1. First, the background colors of this map was too strong, which hindered an effective ground-figure that could be more visually pleasing.
2. The symbols were too big in size, and many of them overlapped closely on a comprehensive map.
3. There was no specification of which type of recycling was being done in each location (Plastics/Glass/Aluminum, Mixed paper, or Recycling container). This information is important because as you can see on the map there is no specific pattern to how the different recycling bins are placed on campus.
4. There was no informative aspect to this map, because this was only a function of the whole interactive map.
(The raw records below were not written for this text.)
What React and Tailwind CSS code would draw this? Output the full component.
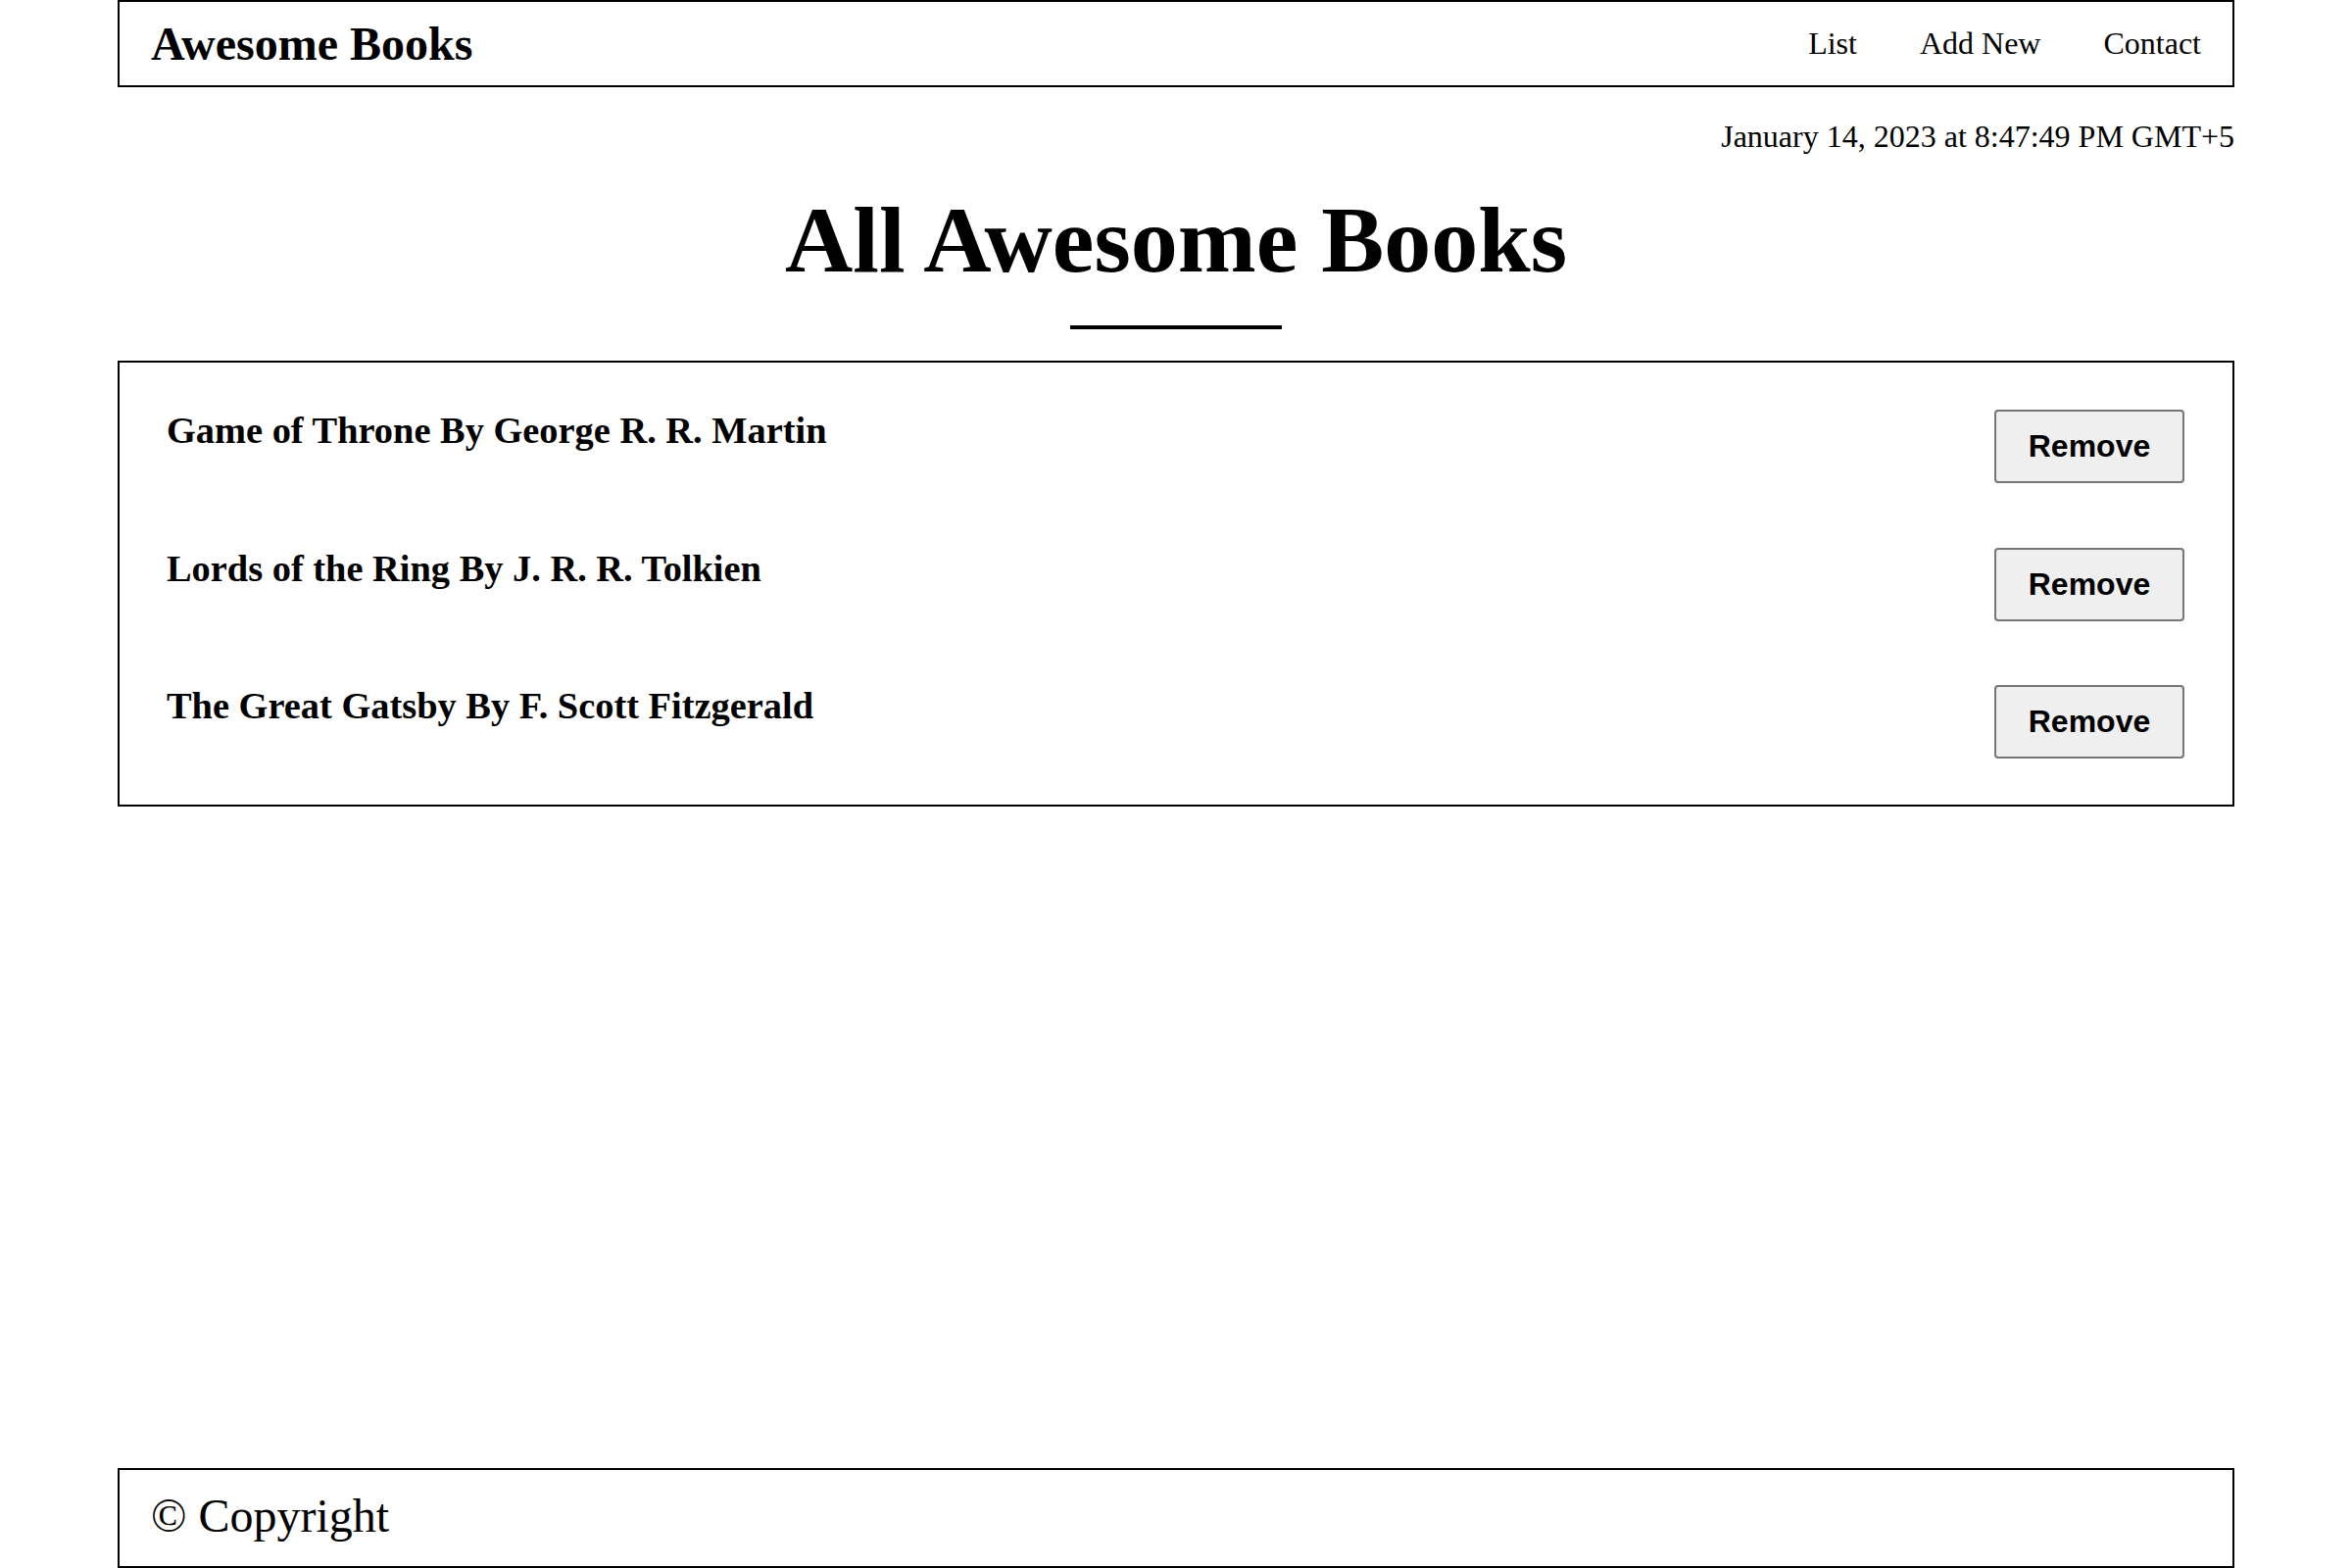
const books = [
  { id: 1, title: 'Game of Throne', author: 'George R. R. Martin' },
  { id: 2, title: 'Lords of the Ring', author: 'J. R. R. Tolkien' },
  { id: 3, title: 'The Great Gatsby', author: 'F. Scott Fitzgerald' },
];

export default function App() {
  return (
    <div className="min-h-screen flex flex-col bg-white text-black font-['Liberation_Serif','Times_New_Roman',serif]">
      <header className="mx-auto w-[2160px] h-[89px] border-2 border-black flex items-center justify-between px-8">
        <h1 className="text-[48px] font-bold leading-[1.15]">Awesome Books</h1>
        <nav className="flex gap-16 text-[32px] leading-[1.15]">
          <a href="#list">List</a>
          <a href="#add">Add New</a>
          <a href="#contact">Contact</a>
        </nav>
      </header>

      <main className="mx-auto w-[2160px] flex flex-col">
        <p className="mt-8 text-right text-[32px] leading-[1.15]">January 14, 2023 at 8:47:49 PM GMT+5</p>
        <h2 className="mt-8 text-center text-[96px] font-bold leading-[1.15]">All Awesome Books</h2>
        <div className="mx-auto mt-8 w-[216px] h-1 bg-black" />

        <ul className="mt-8 border-2 border-black pl-12 pr-[49px] pt-12 pb-[47px] flex flex-col gap-[65.5px]">
          {books.map((book) => (
            <li key={book.id} className="flex items-start justify-between">
              <h3 className="text-[38.4px] font-bold leading-[1.15] -mt-px">
                {book.title} By {book.author}
              </h3>
              <button className="w-[194px] h-[75px] border-2 border-[#767676] bg-[#efefef] rounded-[4px] text-[32px] font-bold leading-[1.15] font-['Liberation_Sans',Arial,sans-serif]">
                Remove
              </button>
            </li>
          ))}
        </ul>
      </main>

      <footer className="mt-auto mx-auto w-[2160px] h-[102px] border-2 border-black px-8 pt-[19px]">
        <p className="text-[48px] leading-[1.15]">© Copyright</p>
      </footer>
    </div>
  );
}
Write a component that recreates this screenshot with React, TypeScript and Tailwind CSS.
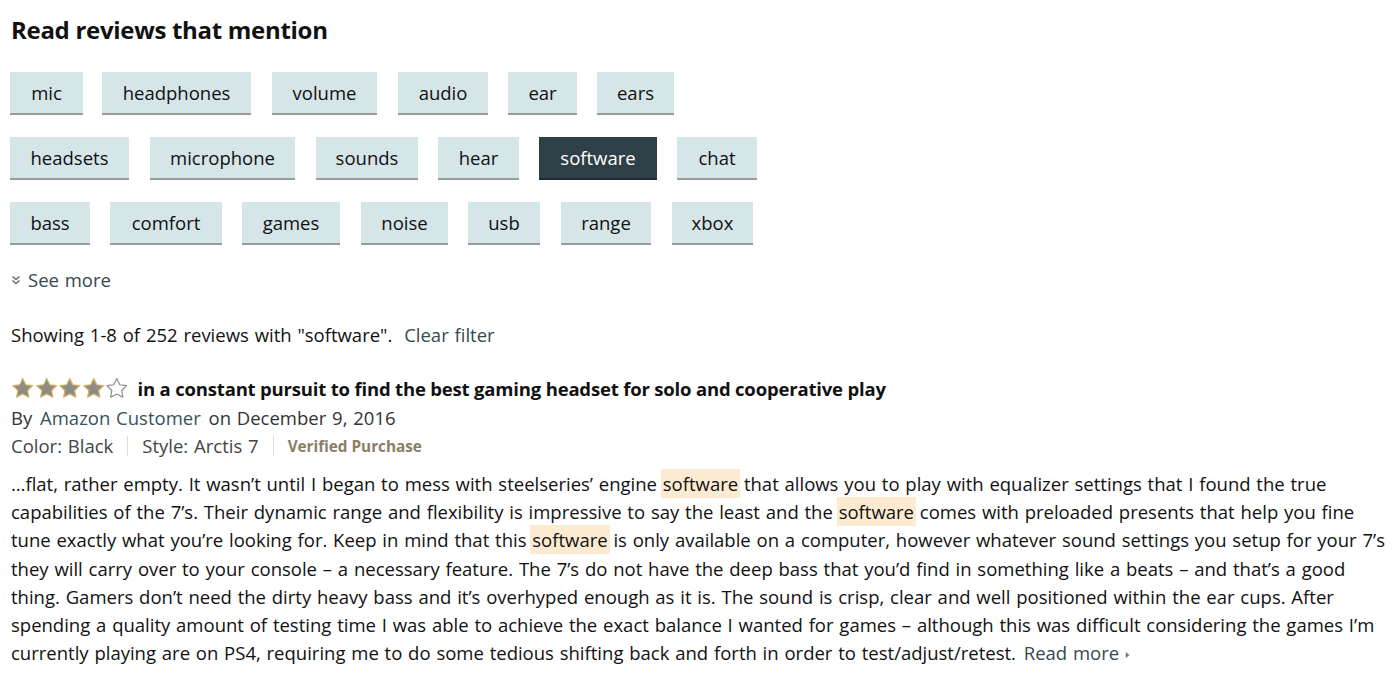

To improve the on these aspects with the time allowed to complete this assignment, I decided to focus my map on the North Campus. I took an afternoon to walk around the campus with the map from campus map BETA, and found out that the map was not accurate. There were more recycling bins actually placed than indicated. So in my new map I updated more accurate locations of the recycling bins, as well as indicating specific type of recycling with different symbols. I simplifed the map by indicating the buildings and the major roads so the map will not be overly crowded. I also added an informative pie chart of how much waste was being recycled and how much was going to the landfill. For legend of types of recycling, I included real pictures of recycling bins to provide the readers clear visual information of how they look like on campus. I also included an inset to inform where the North campus is located in the campus. I paid much attention to the use of colors, in terms of combination and similarity, using the function online.

Overall, I believe I was able to use many skills and knowledge I acquired from the course to create an effective, informative, and visually pleasing map for students and staff to gain a quick insight into UCLA's current recycling system.